Context: Bitcoin and Electronic Cash
Bitcoin was originally described as “a peer-to-peer electronic cash system” for online payments. Over time, it has more often been used as “digital gold” or a long-term store of value, rather than for frequent, small payments. Its fixed maximum supply (21 million coins) and relatively limited throughput have contributed to that pattern of use. While bitcoin can technically be used to transfer value between parties, transaction fees and confirmation times on the base Bitcoin network can make small, time-sensitive transactions less practical.
Newer blockchain networks can support faster finality and higher throughput with lower average transaction costs. THAT is a standard token issued on such infrastructure. For users and merchants who independently choose to do so, it may therefore be more practical to use THAT in contexts similar to those originally contemplated for peer-to-peer “electronic cash”.
What THAT is not
THAT does not provide:
any right to redeem tokens at a fixed or “par” value (as seen in some stablecoins)
any entitlement to dividends, yield, income or other distributions
any governance, voting or control rights over a pooled enterprise or related entity
any interest in, or right to share in profits of, a pooled enterprise, fund or scheme
any right to be repaid capital or to receive any particular return
THAT may, non-exclusively, be accepted alongside other digital assets by independent, crypto-friendly merchants. Acceptance is at the discretion of each merchant. THAT does not operate in a closed-loop payment scheme, is not guaranteed to be accepted by any merchant, and the token issuer does not intermediate, clear or settle transactions between users and merchants.
The creator of THAT does not make any representation, assurance or promise about:
future price performance of THAT
the achievement of any particular level of adoption or usage, or
the generation of returns for token holders
The value of THAT is determined purely by the market, based on the normal interplay of supply and demand. There is no inherent or guaranteed value that can be attributed to THAT using traditional financial modeling, and no assurance that the token will retain or increase its value over time.

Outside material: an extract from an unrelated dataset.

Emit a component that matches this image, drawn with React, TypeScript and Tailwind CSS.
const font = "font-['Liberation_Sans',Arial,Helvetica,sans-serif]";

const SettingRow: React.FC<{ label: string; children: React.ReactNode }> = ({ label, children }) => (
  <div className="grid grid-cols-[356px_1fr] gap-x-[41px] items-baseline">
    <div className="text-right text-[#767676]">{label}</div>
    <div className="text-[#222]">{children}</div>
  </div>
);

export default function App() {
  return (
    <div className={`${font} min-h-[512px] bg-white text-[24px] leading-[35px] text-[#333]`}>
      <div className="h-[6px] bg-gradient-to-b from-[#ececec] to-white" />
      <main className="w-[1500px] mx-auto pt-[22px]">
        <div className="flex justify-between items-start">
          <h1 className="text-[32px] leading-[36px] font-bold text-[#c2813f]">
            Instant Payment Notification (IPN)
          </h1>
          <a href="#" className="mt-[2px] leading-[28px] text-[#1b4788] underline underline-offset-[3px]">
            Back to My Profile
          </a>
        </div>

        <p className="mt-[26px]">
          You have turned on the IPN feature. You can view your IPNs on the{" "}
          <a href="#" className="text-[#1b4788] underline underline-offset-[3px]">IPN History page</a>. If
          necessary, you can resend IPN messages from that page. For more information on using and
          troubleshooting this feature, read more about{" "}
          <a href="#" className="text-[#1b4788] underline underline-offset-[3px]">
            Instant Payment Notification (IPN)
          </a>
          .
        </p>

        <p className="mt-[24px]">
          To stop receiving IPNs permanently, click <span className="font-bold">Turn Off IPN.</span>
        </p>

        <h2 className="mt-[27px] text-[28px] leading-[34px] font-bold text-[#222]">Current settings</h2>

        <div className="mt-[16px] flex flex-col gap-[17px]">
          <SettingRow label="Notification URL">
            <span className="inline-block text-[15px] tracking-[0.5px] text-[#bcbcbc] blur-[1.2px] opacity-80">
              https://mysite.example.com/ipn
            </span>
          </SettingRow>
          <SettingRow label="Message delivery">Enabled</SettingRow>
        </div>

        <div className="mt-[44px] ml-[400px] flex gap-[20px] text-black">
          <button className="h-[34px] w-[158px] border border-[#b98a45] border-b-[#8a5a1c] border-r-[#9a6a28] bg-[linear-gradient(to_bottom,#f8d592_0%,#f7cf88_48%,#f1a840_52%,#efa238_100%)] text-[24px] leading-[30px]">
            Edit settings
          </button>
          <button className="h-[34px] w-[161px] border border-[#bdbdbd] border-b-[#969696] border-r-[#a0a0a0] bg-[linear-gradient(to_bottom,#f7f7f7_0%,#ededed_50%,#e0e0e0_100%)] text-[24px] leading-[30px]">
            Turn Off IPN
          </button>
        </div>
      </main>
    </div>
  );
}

For the avoidance of doubt, neither THAT nor the THAT app is designed to establish any account, stored-value balance or standing arrangement with the Company under which it receives, holds, transfers or settles funds or digital assets between users or merchants. When independent merchants choose to accept THAT or other digital assets, any transfers occur directly between the customer’s and merchant’s blockchain addresses on public networks, using whatever compatible wallets or tools they select. In these arrangements between customer and merchant, users interact directly with public blockchain infrastructure using their own self-custodied wallets, and the Company is not a party to, or intermediary in, those transfers.
Design Philosophy
The Company behind THAT does not intend to promote THAT through hype-driven narratives, unrealistic promises, meme-coin tactics or exaggerated claims. Accordingly, this whitepaper is deliberately conservative in tone. Its purpose is to describe the technical and functional aspects of THAT and the Company’s vision for how digital assets may be used, not to market THAT as an investment or to invite any person to acquire THAT with an expectation of profit.

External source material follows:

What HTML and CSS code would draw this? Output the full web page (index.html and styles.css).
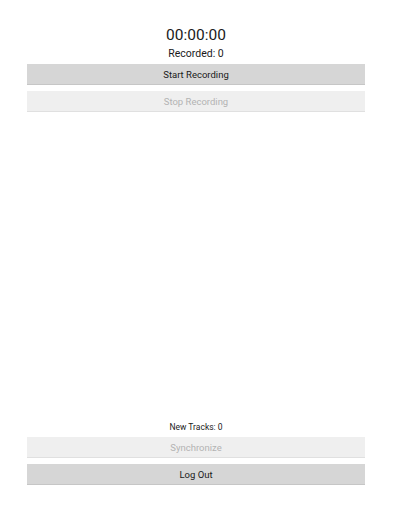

Unlike many digital assets that are promoted primarily for speculation, THAT is designed as a general-purpose digital asset with a focus on clear technical function and practical use by people who independently choose to transact on public blockchains. The THAT contract specifies a capped token supply. The market independently determines the price of THAT at any point in time. Holding THAT does not represent any claim on, or promise of, returns, stability or preservation of value.

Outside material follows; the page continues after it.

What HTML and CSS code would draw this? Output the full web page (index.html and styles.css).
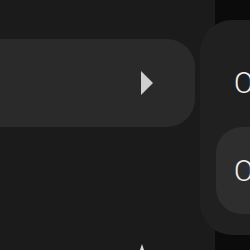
FILE: index.html
```html
<!DOCTYPE html>
<html lang="en">
<head>
  <meta charset="UTF-8">
  <meta name="viewport" content="width=device-width, initial-scale=1">
  <title>Menu</title>
  <link rel="stylesheet" href="styles.css">
</head>
<body>

<div class="screen">
  <section class="main-col">
    <div class="row-bar">
      <svg class="play-icon" width="12" height="24" viewBox="0 0 12 24">
        <path d="M0 0 L12 12 L0 24 Z" fill="#cfcfcf"/>
      </svg>
    </div>
    <div class="more-hint">
      <svg width="8" height="6" viewBox="0 0 8 6">
        <path d="M4 0 L6 6 L2 6 Z" fill="#d8d8d8"/>
      </svg>
    </div>
  </section>

  <aside class="side-col">
    <div class="side-panel">
      <div class="side-item">O</div>
      <div class="side-item side-item-active">O</div>
    </div>
  </aside>
</div>

</body>
</html>
```

FILE: styles.css
```css
body {
  margin: 0;
  padding: 0;
  background: #1b1b1b;
  font-family: Roboto, 'Liberation Sans', sans-serif;
}

.screen {
  display: flex;
  width: 250px;
  height: 250px;
  overflow: hidden;
}

.main-col {
  width: 200px;
  flex-shrink: 0;
  padding-top: 39px;
  box-sizing: border-box;
}

.row-bar {
  width: 195px;
  height: 88px;
  background: #2a2a2a;
  border-radius: 0 28px 28px 0;
  display: flex;
  align-items: center;
  padding-left: 141px;
  box-sizing: border-box;
}

.more-hint {
  margin-top: 117px;
  padding-left: 138px;
  line-height: 0;
}

.side-col {
  flex: 1;
  background: linear-gradient(to right, #1b1b1b 15px, #0b0b0b 15px);
}

.side-panel {
  margin-top: 20px;
  height: 215px;
  background: #202020;
  border-radius: 32px 0 0 32px;
  padding: 19px 0 0 16px;
  box-sizing: border-box;
  display: flex;
  flex-direction: column;
  gap: 1px;
}

.side-item {
  height: 87px;
  display: flex;
  align-items: center;
  padding-left: 18px;
  color: #f2f2f2;
  font-size: 29px;
  font-weight: 300;
  border-radius: 26px 0 0 26px;
}

.side-item-active {
  background: #2e2e2e;
}
```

As interest in digital assets grows, THAT aims to provide infrastructure that allows people and businesses to choose how they engage with this technology. The Company does not control how individual users or merchants choose to use their digital assets. Our focus is on building accessible, self-custody tools that help people interact with public blockchains in a way that feels familiar and usable, while respecting the open, decentralized nature of crypto. The Company’s role is limited to developing and maintaining non-custodial software tooling that allows users to construct and sign transactions they choose to send on public blockchains, and it does not operate any exchange, payment system, clearing and settlement facility or managed investment scheme.